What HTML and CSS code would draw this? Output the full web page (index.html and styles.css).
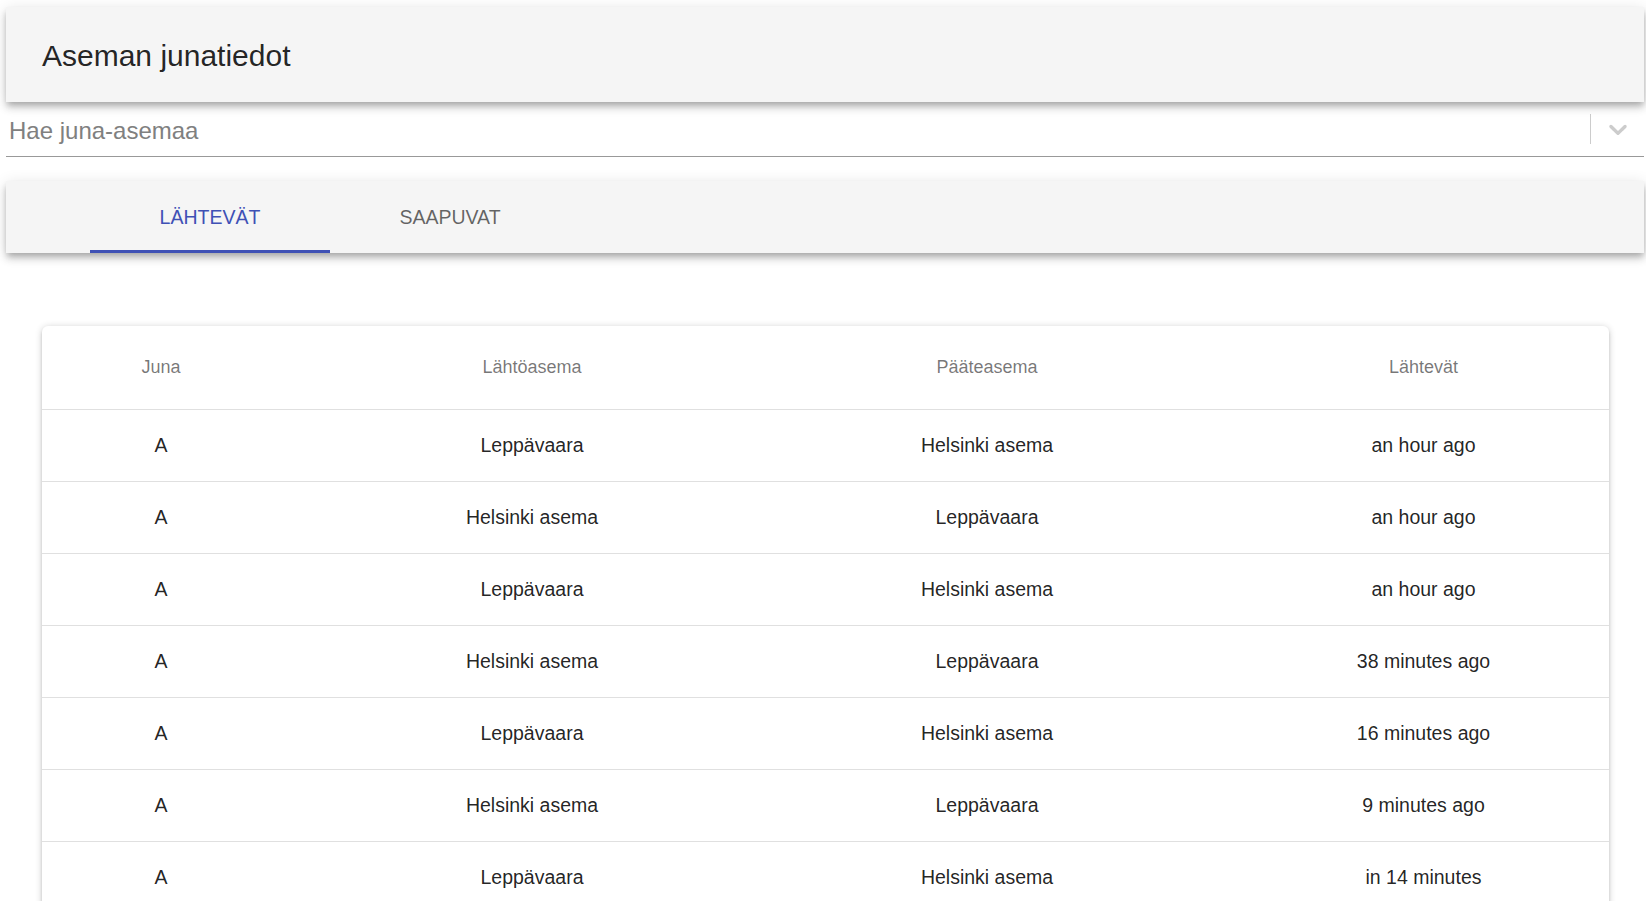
FILE: index.html
```html
<!DOCTYPE html>
<html lang="fi">
<head>
<meta charset="utf-8">
<title>Aseman junatiedot</title>
<link rel="stylesheet" href="styles.css">
</head>
<body>
<div class="app">
  <header class="appbar">
    <h1 class="title">Aseman junatiedot</h1>
  </header>

  <div class="select">
    <div class="select-value">Hae juna-asemaa</div>
    <div class="select-indicators">
      <span class="select-sep"></span>
      <span class="select-arrow">
        <svg viewBox="0 0 20 20" width="30" height="30" aria-hidden="true"><path d="M4.516 7.548c0.436-0.446 1.043-0.481 1.576 0l3.908 3.747 3.908-3.747c0.533-0.481 1.141-0.446 1.574 0 0.436 0.445 0.408 1.197 0 1.615-0.406 0.418-4.695 4.502-4.695 4.502-0.217 0.223-0.502 0.335-0.787 0.335s-0.57-0.112-0.789-0.335c0 0-4.287-4.084-4.695-4.502s-0.436-1.17 0-1.615z"></path></svg>
      </span>
    </div>
  </div>

  <nav class="tabbar">
    <div class="tabs">
      <div class="tab tab-active">LÄHTEVÄT</div>
      <div class="tab">SAAPUVAT</div>
    </div>
  </nav>

  <section class="card">
    <div class="trow thead">
      <div class="cell">Juna</div>
      <div class="cell">Lähtöasema</div>
      <div class="cell">Pääteasema</div>
      <div class="cell">Lähtevät</div>
    </div>
    <div class="trow">
      <div class="cell">A</div><div class="cell">Leppävaara</div><div class="cell">Helsinki asema</div><div class="cell">an hour ago</div>
    </div>
    <div class="trow">
      <div class="cell">A</div><div class="cell">Helsinki asema</div><div class="cell">Leppävaara</div><div class="cell">an hour ago</div>
    </div>
    <div class="trow">
      <div class="cell">A</div><div class="cell">Leppävaara</div><div class="cell">Helsinki asema</div><div class="cell">an hour ago</div>
    </div>
    <div class="trow">
      <div class="cell">A</div><div class="cell">Helsinki asema</div><div class="cell">Leppävaara</div><div class="cell">38 minutes ago</div>
    </div>
    <div class="trow">
      <div class="cell">A</div><div class="cell">Leppävaara</div><div class="cell">Helsinki asema</div><div class="cell">16 minutes ago</div>
    </div>
    <div class="trow">
      <div class="cell">A</div><div class="cell">Helsinki asema</div><div class="cell">Leppävaara</div><div class="cell">9 minutes ago</div>
    </div>
    <div class="trow">
      <div class="cell">A</div><div class="cell">Leppävaara</div><div class="cell">Helsinki asema</div><div class="cell">in 14 minutes</div>
    </div>
  </section>
</div>
</body>
</html>
```

FILE: styles.css
```css
html, body {
  margin: 0;
  padding: 0;
  background: #ffffff;
}

body {
  font-family: "Liberation Sans", Arial, sans-serif;
  color: rgba(0, 0, 0, 0.87);
}

.app {
  height: 100vh;
  overflow: hidden;
  padding: 7px 2px 0 6px;
  box-sizing: border-box;
}

/* App bar */
.appbar {
  height: 95px;
  background: #f5f5f5;
  display: flex;
  align-items: center;
  padding: 2px 36px 0;
  box-sizing: border-box;
  box-shadow: 0 3px 6px -1.5px rgba(0, 0, 0, 0.2),
              0 6px 7.5px 0 rgba(0, 0, 0, 0.14),
              0 1.5px 15px 0 rgba(0, 0, 0, 0.12);
  position: relative;
  z-index: 2;
}

.title {
  margin: 0;
  font-size: 30px;
  font-weight: 400;
  line-height: 1.2;
  color: rgba(0, 0, 0, 0.87);
}

/* Station select */
.select {
  height: 54px;
  display: flex;
  align-items: center;
  border-bottom: 1px solid #999999;
}

.select-value {
  flex: 1;
  padding-left: 3px;
  font-size: 24px;
  color: #808080;
  padding-top: 3px;
}

.select-indicators {
  display: flex;
  align-items: center;
  align-self: stretch;
}

.select-sep {
  width: 1px;
  height: 30px;
  background: #cccccc;
}

.select-arrow {
  display: flex;
  padding: 12px 11px 12px 12px;
}

.select-arrow svg {
  fill: #cccccc;
}

/* Tabs */
.tabbar {
  margin-top: 24px;
  height: 72px;
  background: #f5f5f5;
  box-shadow: 0 3px 6px -1.5px rgba(0, 0, 0, 0.2),
              0 6px 7.5px 0 rgba(0, 0, 0, 0.14),
              0 1.5px 15px 0 rgba(0, 0, 0, 0.12);
  padding: 0 84px;
}

.tabs {
  display: flex;
  height: 100%;
}

.tab {
  width: 240px;
  display: flex;
  align-items: center;
  justify-content: center;
  font-size: 19.5px;
  color: rgba(0, 0, 0, 0.6);
  box-sizing: border-box;
}

.tab-active {
  color: #3f51b5;
  border-bottom: 3px solid #3f51b5;
  padding-top: 3px;
}

/* Table card */
.card {
  margin: 73px 0 0 36px;
  width: 1567px;
  background: #ffffff;
  border-radius: 6px;
  box-shadow: 0 1.5px 7.5px 0 rgba(0, 0, 0, 0.2),
              0 3px 3px 0 rgba(0, 0, 0, 0.14),
              0 4.5px 1.5px -3px rgba(0, 0, 0, 0.12);
}

.trow {
  display: grid;
  grid-template-columns: 286px 456px 454px 1fr;
  height: 71px;
  border-bottom: 1px solid #e0e0e0;
  align-items: center;
  font-size: 19.5px;
  color: rgba(0, 0, 0, 0.87);
}

.trow.thead {
  height: 83px;
  font-size: 18px;
  color: rgba(0, 0, 0, 0.54);
}

.cell {
  text-align: center;
  padding: 0 84px 0 36px;
  white-space: nowrap;
}

.cell:last-child {
  padding-right: 36px;
}
```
▬▬▬▬▬▬▬▬▬▬
Write out again every line above exactly as given; the pictures do not belong in the copy.

What HTML and CSS code would draw this? Output the full web page (index.html and styles.css).
FILE: index.html
```html
<!DOCTYPE html>
<html lang="fi">
<head>
<meta charset="utf-8">
<title>Aseman junatiedot</title>
<link rel="stylesheet" href="styles.css">
</head>
<body>
<div class="app">
  <header class="appbar">
    <h1 class="title">Aseman junatiedot</h1>
  </header>

  <div class="select">
    <div class="select-value">Hae juna-asemaa</div>
    <div class="select-indicators">
      <span class="select-sep"></span>
      <span class="select-arrow">
        <svg viewBox="0 0 20 20" width="30" height="30" aria-hidden="true"><path d="M4.516 7.548c0.436-0.446 1.043-0.481 1.576 0l3.908 3.747 3.908-3.747c0.533-0.481 1.141-0.446 1.574 0 0.436 0.445 0.408 1.197 0 1.615-0.406 0.418-4.695 4.502-4.695 4.502-0.217 0.223-0.502 0.335-0.787 0.335s-0.57-0.112-0.789-0.335c0 0-4.287-4.084-4.695-4.502s-0.436-1.17 0-1.615z"></path></svg>
      </span>
    </div>
  </div>

  <nav class="tabbar">
    <div class="tabs">
      <div class="tab tab-active">LÄHTEVÄT</div>
      <div class="tab">SAAPUVAT</div>
    </div>
  </nav>

  <section class="card">
    <div class="trow thead">
      <div class="cell">Juna</div>
      <div class="cell">Lähtöasema</div>
      <div class="cell">Pääteasema</div>
      <div class="cell">Lähtevät</div>
    </div>
    <div class="trow">
      <div class="cell">A</div><div class="cell">Leppävaara</div><div class="cell">Helsinki asema</div><div class="cell">an hour ago</div>
    </div>
    <div class="trow">
      <div class="cell">A</div><div class="cell">Helsinki asema</div><div class="cell">Leppävaara</div><div class="cell">an hour ago</div>
    </div>
    <div class="trow">
      <div class="cell">A</div><div class="cell">Leppävaara</div><div class="cell">Helsinki asema</div><div class="cell">an hour ago</div>
    </div>
    <div class="trow">
      <div class="cell">A</div><div class="cell">Helsinki asema</div><div class="cell">Leppävaara</div><div class="cell">38 minutes ago</div>
    </div>
    <div class="trow">
      <div class="cell">A</div><div class="cell">Leppävaara</div><div class="cell">Helsinki asema</div><div class="cell">16 minutes ago</div>
    </div>
    <div class="trow">
      <div class="cell">A</div><div class="cell">Helsinki asema</div><div class="cell">Leppävaara</div><div class="cell">9 minutes ago</div>
    </div>
    <div class="trow">
      <div class="cell">A</div><div class="cell">Leppävaara</div><div class="cell">Helsinki asema</div><div class="cell">in 14 minutes</div>
    </div>
  </section>
</div>
</body>
</html>
```

FILE: styles.css
```css
html, body {
  margin: 0;
  padding: 0;
  background: #ffffff;
}

body {
  font-family: "Liberation Sans", Arial, sans-serif;
  color: rgba(0, 0, 0, 0.87);
}

.app {
  height: 100vh;
  overflow: hidden;
  padding: 7px 2px 0 6px;
  box-sizing: border-box;
}

/* App bar */
.appbar {
  height: 95px;
  background: #f5f5f5;
  display: flex;
  align-items: center;
  padding: 2px 36px 0;
  box-sizing: border-box;
  box-shadow: 0 3px 6px -1.5px rgba(0, 0, 0, 0.2),
              0 6px 7.5px 0 rgba(0, 0, 0, 0.14),
              0 1.5px 15px 0 rgba(0, 0, 0, 0.12);
  position: relative;
  z-index: 2;
}

.title {
  margin: 0;
  font-size: 30px;
  font-weight: 400;
  line-height: 1.2;
  color: rgba(0, 0, 0, 0.87);
}

/* Station select */
.select {
  height: 54px;
  display: flex;
  align-items: center;
  border-bottom: 1px solid #999999;
}

.select-value {
  flex: 1;
  padding-left: 3px;
  font-size: 24px;
  color: #808080;
  padding-top: 3px;
}

.select-indicators {
  display: flex;
  align-items: center;
  align-self: stretch;
}

.select-sep {
  width: 1px;
  height: 30px;
  background: #cccccc;
}

.select-arrow {
  display: flex;
  padding: 12px 11px 12px 12px;
}

.select-arrow svg {
  fill: #cccccc;
}

/* Tabs */
.tabbar {
  margin-top: 24px;
  height: 72px;
  background: #f5f5f5;
  box-shadow: 0 3px 6px -1.5px rgba(0, 0, 0, 0.2),
              0 6px 7.5px 0 rgba(0, 0, 0, 0.14),
              0 1.5px 15px 0 rgba(0, 0, 0, 0.12);
  padding: 0 84px;
}

.tabs {
  display: flex;
  height: 100%;
}

.tab {
  width: 240px;
  display: flex;
  align-items: center;
  justify-content: center;
  font-size: 19.5px;
  color: rgba(0, 0, 0, 0.6);
  box-sizing: border-box;
}

.tab-active {
  color: #3f51b5;
  border-bottom: 3px solid #3f51b5;
  padding-top: 3px;
}

/* Table card */
.card {
  margin: 73px 0 0 36px;
  width: 1567px;
  background: #ffffff;
  border-radius: 6px;
  box-shadow: 0 1.5px 7.5px 0 rgba(0, 0, 0, 0.2),
              0 3px 3px 0 rgba(0, 0, 0, 0.14),
              0 4.5px 1.5px -3px rgba(0, 0, 0, 0.12);
}

.trow {
  display: grid;
  grid-template-columns: 286px 456px 454px 1fr;
  height: 71px;
  border-bottom: 1px solid #e0e0e0;
  align-items: center;
  font-size: 19.5px;
  color: rgba(0, 0, 0, 0.87);
}

.trow.thead {
  height: 83px;
  font-size: 18px;
  color: rgba(0, 0, 0, 0.54);
}

.cell {
  text-align: center;
  padding: 0 84px 0 36px;
  white-space: nowrap;
}

.cell:last-child {
  padding-right: 36px;
}
```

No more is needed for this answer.